Quantum computers are prone to errors, which limits their potential to exceed the capabilities of classical computers at certain tasks. Quantum error correction is a method that helps reduce errors by spreading information over multiple qubits, allowing the identification and correction of errors without corrupting the computation. However, most approaches to quantum error correction typically relies on a large number of additional qubits to provide sufficient protection against errors, potentially leading to an overall decrease in efficiency.

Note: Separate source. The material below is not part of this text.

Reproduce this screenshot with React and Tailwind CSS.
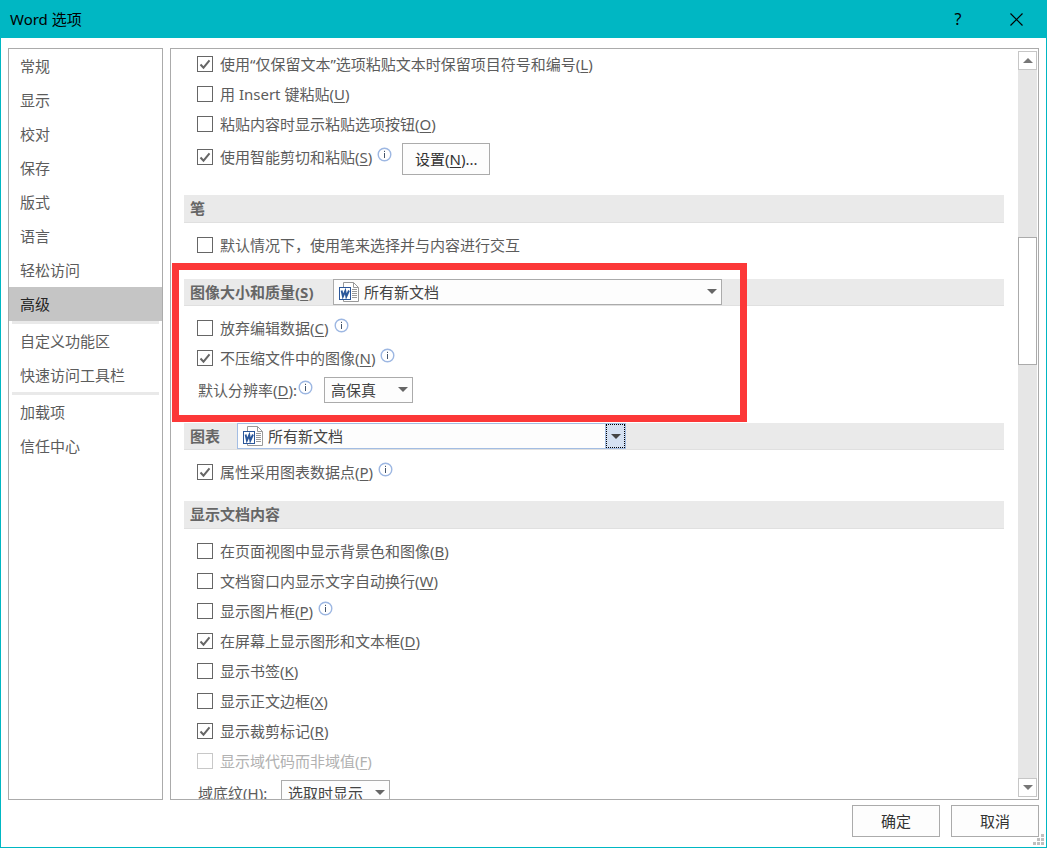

Harald Putterman and colleagues explore a potentially more efficient way to implement quantum error correction using a type of qubit called a bosonic cat qubit. These cat qubits are intrinsically, at the hardware level, highly resistant to one type of error (called a bit flip) at the expense of being more likely to experience another kind (called a phase flip). This error bias allows researchers to design quantum error correcting codes that focus only on dealing with phase-flip errors, resulting in an overall much more efficient design that requires fewer additional qubits. The authors demonstrate a superconducting quantum circuit device using an array of cat qubits, where errors are shown to be suppressed from 1.75% per cycle to 1.65% for an error correcting code with five cat qubits. Achieving suppression of errors with larger error-correcting code has previously required tens of additional qubits.
These results show that using bosonic cat qubits may be an efficient way to achieve fault-tolerant quantum computation. The authors suggest that the has the potential to scale, and to do so efficiently, but note that further optimization is needed to improve the performance to a level that might enable practical quantum computing applications.